La société proposait aux investisseurs deux types de contrat : la pleine propriété aux fins de se constituer une collection personnelle (contrats dit AMADEUS), ou l’indivision avec d’autres collectionneurs / investisseurs. L’indivision devenait alors propriétaire de l’oeuvre concernée, chaque investisseur étant alors propriétaire d’une ou plusieurs parts indivises (contrats dit CORALY’S), pour une période de 5 ans renouvelable.
Aristophil avait même créé le Musée du Manuscrit pour exposer les oeuvres, qu’elle gardait pour le compte de leurs propriétaires.
(Musée des Lettres et des Manuscrits, fermé au public)
Ainsi, la société a attiré à elle environ 18 000 clients (on estime aux alentours des 800 à 850 millions d’euros le montant versé par les clients à Aristophil) qui en espéraient des rendements importants. En réalité, il s’agirait d’un système type pyramide de Pondzi : les achats des nouveaux investisseurs finançaient les intérêts des anciens. En 2015, la société a été mise en liquidation, et les collections ont été mises sous scellés pendant plus de deux ans.

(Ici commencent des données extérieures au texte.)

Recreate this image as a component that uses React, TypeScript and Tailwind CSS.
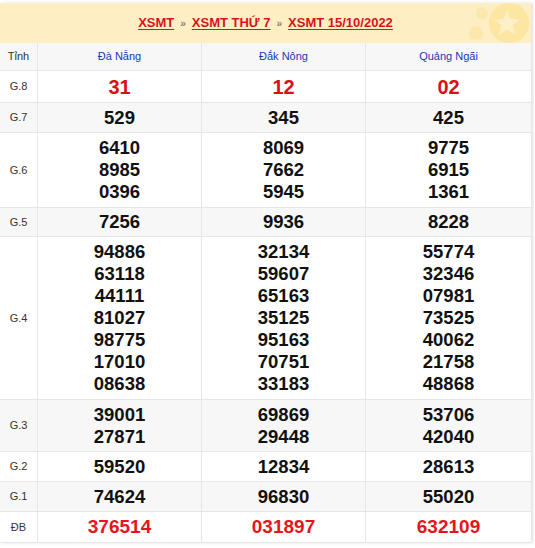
import React from "react";

type Row = { label: string; vals: string[][]; kind?: "g8" | "db"; h: string };

const rows: Row[] = [
  { label: "G.8", vals: [["31"], ["12"], ["02"]], kind: "g8", h: "h-[32px]" },
  { label: "G.7", vals: [["529"], ["345"], ["425"]], h: "h-[30px]" },
  {
    label: "G.6",
    vals: [
      ["6410", "8985", "0396"],
      ["8069", "7662", "5945"],
      ["9775", "6915", "1361"],
    ],
    h: "h-[75px]",
  },
  { label: "G.5", vals: [["7256"], ["9936"], ["8228"]], h: "h-[29px]" },
  {
    label: "G.4",
    vals: [
      ["94886", "63118", "44111", "81027", "98775", "17010", "08638"],
      ["32134", "59607", "65163", "35125", "95163", "70751", "33183"],
      ["55774", "32346", "07981", "73525", "40062", "21758", "48868"],
    ],
    h: "h-[163px]",
  },
  {
    label: "G.3",
    vals: [
      ["39001", "27871"],
      ["69869", "29448"],
      ["53706", "42040"],
    ],
    h: "h-[52px]",
  },
  { label: "G.2", vals: [["59520"], ["12834"], ["28613"]], h: "h-[30px]" },
  { label: "G.1", vals: [["74624"], ["96830"], ["55020"]], h: "h-[30px]" },
  { label: "ĐB", vals: [["376514"], ["031897"], ["632109"]], kind: "db", h: "h-[31px]" },
];

function Star() {
  return (
    <svg className="absolute right-[2px] top-[0px]" width="72" height="42" viewBox="0 0 72 42">
      <circle cx="52" cy="20" r="20" fill="#fde5a2" />
      <path
        d="M50 7 L53.5 16 L63 16.5 L55.5 22.5 L58.5 32 L50 26.5 L41.5 32 L44.5 22.5 L37 16.5 L46.5 16 Z"
        fill="#fdefc8"
      />
      <circle cx="25" cy="10" r="6" fill="#fce8ad" />
      <circle cx="19" cy="30" r="7" fill="#fce8ad" />
    </svg>
  );
}

export default function App() {
  return (
    <div className="w-[535px] h-[548px] bg-white pt-[3px]" style={{ fontFamily: "Arial, 'Liberation Sans', sans-serif" }}>
      <div className="w-[531px] bg-white shadow-[2px_0_3px_rgba(0,0,0,0.12)]">
        <div className="relative h-[40px] bg-[#fdefc3] flex items-center justify-center overflow-hidden">
          <Star />
          <div className="relative flex items-center gap-[6px] text-[13px] font-bold text-[#d8141b]">
            <span className="underline underline-offset-2">XSMT</span>
            <span className="text-[#555] text-[10px] font-normal">»</span>
            <span className="underline underline-offset-2">XSMT THỨ 7</span>
            <span className="text-[#555] text-[10px] font-normal">»</span>
            <span className="underline underline-offset-2">XSMT 15/10/2022</span>
          </div>
        </div>
        <div className="grid grid-cols-[38px_164px_164px_165px] h-[28px] bg-[#f7f7f7] border-b border-[#e6e6e6] text-[11px]">
          <div className="flex items-center justify-center text-[#333] border-r border-[#e6e6e6]">Tỉnh</div>
          <div className="flex items-center justify-center text-[#1b36b8] border-r border-[#e6e6e6]">Đà Nẵng</div>
          <div className="flex items-center justify-center text-[#1b36b8] border-r border-[#e6e6e6]">Đắk Nông</div>
          <div className="flex items-center justify-center text-[#1b36b8]">Quảng Ngãi</div>
        </div>
        {rows.map((r, i) => (
          <div
            key={r.label}
            className={`grid grid-cols-[38px_164px_164px_165px] ${r.h} border-b border-[#e6e6e6] ${i % 2 === 1 ? "bg-[#f7f7f7]" : "bg-white"}`}
          >
            <div className="flex items-center justify-center text-[11px] text-[#333] border-r border-[#e6e6e6]">{r.label}</div>
            {r.vals.map((v, j) => (
              <div
                key={j}
                className={`flex flex-col items-center justify-center font-bold leading-[22px] ${j < 2 ? "border-r border-[#e6e6e6]" : ""} ${
                  r.kind === "g8"
                    ? "text-[20px] text-[#d41317]"
                    : r.kind === "db"
                    ? "text-[19px] text-[#e8141b]"
                    : "text-[18.5px] text-[#111]"
                }`}
              >
                {v.map((n) => (
                  <span key={n}>{n}</span>
                ))}
              </div>
            ))}
          </div>
        ))}
      </div>
    </div>
  );
}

À l’automne dernier (décision d’une confondante rapidité, dans l'espace-temps juridique), le Tribunal de commerce, dans le cadre d’un appel d’offres, confiait à la maison de ventes Aguttes le soin d’inventorier, conserver, et restituer les oeuvres en provenance de la société Aristophil à leurs propriétaires. Puis, de vendre les biens propres de la société (immeuble, avoirs, etc…). Avec pour intention de rendre, pour tout ou partie, les sommes investies aux lésés.
En mars de cette année, le Tribunal de Grande Instance a par ailleurs également chargé Aguttes d’assister l’administrateur et de coordonner les ventes des collections indivisions.
Ainsi, une partie des collections Aristophil sera dispersée de façon judiciaire (biens propres de la société Aristophil mise en liquidation), tandis qu’une autre partie sera vendue de façon volontaire (soit par leurs propriétaires uniques soit pour le compte de leurs copropriétaires indivisés, en accord avec l’administrateur de ces derniers).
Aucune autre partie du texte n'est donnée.